Géza Morcsnáyi e Alexandra Borbély — entre o realismo e o apelo transcendental


joao lopes
20 Dez 2017 18:40

No cinema contemporâneo, não há muitos autores que arrisquem trabalhar sobre as matrizes clássicas do melodrama integrando componentes de natureza mais ou menos fantástica. O menos que se pode dizer do filme "Corpo e Alma", da cineasta húngara Ildikó Enyedi (é o representante da Hungria na corrida às nomeações para o Oscar de melhor filme estrangeiro), é que nele encontramos esse risco, sempre fascinante, de sugerir uma dimensão transcendental do amor sem anular as componentes visceralmente realistas dos espaços em que a acção decorre.

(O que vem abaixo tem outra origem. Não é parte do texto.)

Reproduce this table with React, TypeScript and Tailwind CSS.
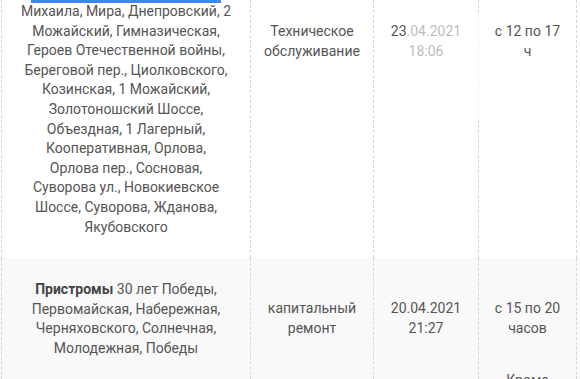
import React from "react";

const cell = "border-l border-dashed border-[#d6d6d6] px-[10px] text-center";

export default function App() {
  return (
    <div className="relative w-[580px] h-[379px] overflow-hidden bg-white font-['Roboto',sans-serif] text-[14px] leading-[19.6px] text-[#555]">
      <div className="flex flex-col">
        {/* row 1 */}
        <div className="flex">
          <div className={`${cell} ml-[1px] w-[249px] pb-[21px]`}>
            <div className="mx-[19px] h-[3px] -mb-px bg-[#3d86f5]" />
            Михаила, Мира, Днепровский, 2<br />
            Можайский, Гимназическая,<br />
            Героев Отечественной войны,<br />
            Береговой пер., Циолковского,<br />
            Козинская, 1 Можайский,<br />
            Золотоношский Шоссе,<br />
            Объездная, 1 Лагерный,<br />
            Кооперативная, Орлова,<br />
            Орлова пер., Сосновая,<br />
            Суворова ул., Новокиевское<br />
            Шоссе, Суворова, Жданова,<br />
            Якубовского
          </div>
          <div className={`${cell} w-[123px] pt-[22px]`}>
            Техническое
            <br />
            обслуживание
          </div>
          <div className={`${cell} w-[105px] pt-[22px]`}>
            23.04.2021
            <br />
            18:06
          </div>
          <div className={`${cell} w-[99px] border-r pt-[22px]`}>
            с 12 по 17
            <br />ч
          </div>
        </div>
        {/* row 2 */}
        <div className="flex bg-[#f9f9f9]">
          <div className={`${cell} ml-[1px] w-[249px] pt-[22px] pb-[40px]`}>
            <b className="font-bold text-[#444]">Пристромы</b> 30 лет Победы,
            <br />
            Первомайская, Набережная,
            <br />
            Черняховского, Солнечная,
            <br />
            Молодежная, Победы
          </div>
          <div className={`${cell} w-[123px] pt-[41px]`}>
            капитальный
            <br />
            ремонт
          </div>
          <div className={`${cell} w-[105px] pt-[41px]`}>
            20.04.2021
            <br />
            21:27
          </div>
          <div className={`${cell} w-[99px] border-r pt-[41px]`}>
            <p>
              с 15 по 20
              <br />
              часов
            </p>
            <p className="mt-[33px]">Кроме</p>
          </div>
        </div>
      </div>
      {/* faint watermark over the first date */}
      <div className="absolute left-[406px] top-[15px] w-[76px] h-[106px] bg-white/60" />
    </div>
  );
}
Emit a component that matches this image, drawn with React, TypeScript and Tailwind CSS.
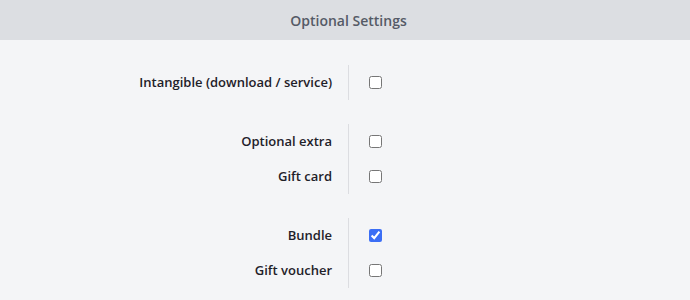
import React, { useState } from 'react';

type Row = { key: string; label: string };

const groups: Row[][] = [
  [{ key: 'intangible', label: 'Intangible (download / service)' }],
  [
    { key: 'optionalExtra', label: 'Optional extra' },
    { key: 'giftCard', label: 'Gift card' },
  ],
  [
    { key: 'bundle', label: 'Bundle' },
    { key: 'giftVoucher', label: 'Gift voucher' },
  ],
];

const App: React.FC = () => {
  const [checked, setChecked] = useState<Record<string, boolean>>({
    bundle: true,
  });

  const toggle = (key: string) =>
    setChecked((prev) => ({ ...prev, [key]: !prev[key] }));

  return (
    <div className="w-[690px] h-[300px] bg-[#f4f5f7] font-['Open_Sans',sans-serif] overflow-hidden">
      <div className="h-10 bg-[#dcdee2] flex items-center justify-center pl-[7px] pt-px text-[14px] font-semibold text-[#555a66]">
        Optional Settings
      </div>
      <div className="flex flex-col gap-6 pt-[25px]">
        {groups.map((rows, i) => (
          <div key={i} className="flex">
            <div className="w-[349px] border-r border-[#dcdde1] pr-4">
              {rows.map((row) => (
                <div
                  key={row.key}
                  className="h-[35px] flex items-center justify-end text-[13px] font-semibold text-[#1f2129]"
                >
                  {row.label}
                </div>
              ))}
            </div>
            <div className="pl-5">
              {rows.map((row) => (
                <div key={row.key} className="h-[35px] flex items-center">
                  <input
                    type="checkbox"
                    checked={!!checked[row.key]}
                    onChange={() => toggle(row.key)}
                    className="m-0 w-[13px] h-[13px] accent-[#3b6ef5]"
                  />
                </div>
              ))}
            </div>
          </div>
        ))}
      </div>
    </div>
  );
};

export default App;
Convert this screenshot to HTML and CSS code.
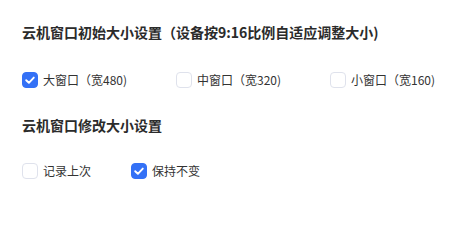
FILE: index.html
```html
<!DOCTYPE html>
<html lang="zh-CN">
<head>
<meta charset="utf-8">
<link rel="stylesheet" href="styles.css">
</head>
<body>
<div class="panel">
  <section class="group">
    <h3 class="title">云机窗口初始大小设置（设备按9:16比例自适应调整大小)</h3>
    <div class="options options-wide">
      <label class="option"><span class="box checked"><svg viewBox="0 0 16 16" width="16" height="16"><path d="M4.2 8.2 L6.9 10.8 L11.8 5.6" fill="none" stroke="#fff" stroke-width="1.9" stroke-linecap="round" stroke-linejoin="round"/></svg></span><span class="text">大窗口（宽480)</span></label>
      <label class="option"><span class="box"></span><span class="text">中窗口（宽320)</span></label>
      <label class="option"><span class="box"></span><span class="text">小窗口（宽160)</span></label>
    </div>
  </section>
  <section class="group group-second">
    <h3 class="title">云机窗口修改大小设置</h3>
    <div class="options options-narrow">
      <label class="option"><span class="box"></span><span class="text">记录上次</span></label>
      <label class="option"><span class="box checked"><svg viewBox="0 0 16 16" width="16" height="16"><path d="M4.2 8.2 L6.9 10.8 L11.8 5.6" fill="none" stroke="#fff" stroke-width="1.9" stroke-linecap="round" stroke-linejoin="round"/></svg></span><span class="text">保持不变</span></label>
    </div>
  </section>
</div>
</body>
</html>
```
FILE: styles.css
```css
html, body {
  margin: 0;
  padding: 0;
  background: #ffffff;
}

body {
  font-family: "Noto Sans CJK SC", "Noto Sans", sans-serif;
  color: #333333;
}

.panel {
  padding: 22px 22px 0 22px;
}

.group-second {
  margin-top: 25px;
}

.title {
  margin: 0;
  font-size: 14px;
  line-height: 20px;
  font-weight: 700;
  color: #2b2b2b;
}

.options {
  display: grid;
  margin-top: 28px;
  height: 20px;
  align-items: center;
}

.group-second .options {
  margin-top: 26px;
}

.options-wide {
  grid-template-columns: 154px 154px 154px;
}

.options-narrow {
  grid-template-columns: 109px 109px;
}

.option {
  display: flex;
  align-items: center;
  gap: 5px;
  font-size: 12px;
  line-height: 20px;
  color: #333333;
}

.box {
  box-sizing: border-box;
  width: 16px;
  height: 16px;
  border: 1px solid #dfe2ec;
  border-radius: 4px;
  background: #ffffff;
  display: flex;
  align-items: center;
  justify-content: center;
  flex: none;
}

.box.checked {
  border-color: #3471f6;
  background: #3471f6;
}

.box svg {
  display: block;
  margin: -1px;
}
```
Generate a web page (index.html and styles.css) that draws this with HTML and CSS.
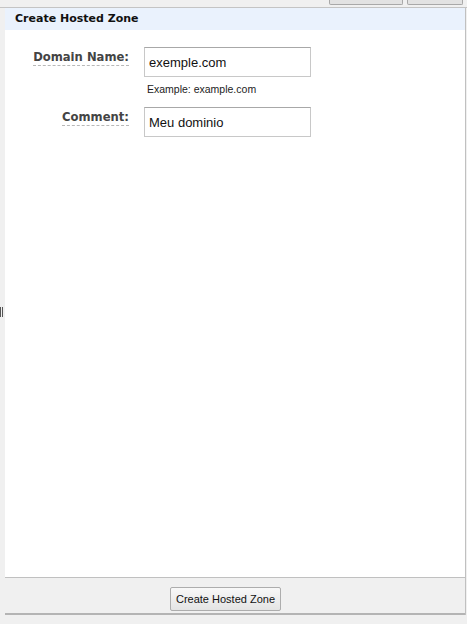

Tudo se passa no cenário frio de um matadouro, entre o respectivo responsável financeiro (Géza Morcsányi) e uma inspectora que chega para uma tarefa de fiscalização (Alexandra Borbély): ele, solitário e relativamente distante dos colegas; ela, ainda mais solitária, fechada no seu casulo de rituais cumpridos de forma obsessiva. Por circunstâncias acidentais, vêm a descobrir que partilham os mesmos sonhos, literalmente, protagonizados por um casal de veados numa paisagem de frio e neve…



O mais surpreendente — e, por isso, mais envolvente — no labor de encenação de Ildikó Enyedi é a sua desarmante postura literal. Neste sentido: não se trata de desenvolver qualquer "tese" sobre a cumplicidade onírica das duas personagens centrais, mas sim de encarar a partilha dos sonhos como um fenómeno, por certo, excepcional, mas também de desarmante naturalidade.

"Corpo e Alma" desenvolve-se, assim, como uma teia de acontecimentos microscópicos em que o mais discreto movimento dos olhos ou a simples (?) vibração muito física da pele, não são o acessório, mas o essencial. A direcção de actores é impecável, sendo a composição de Alexandra Borbély qualquer coisa de verdadeiramente excepcional — foi, aliás, eleita melhor actriz europeia de 2017 nos Prémios do Cinema Europeu.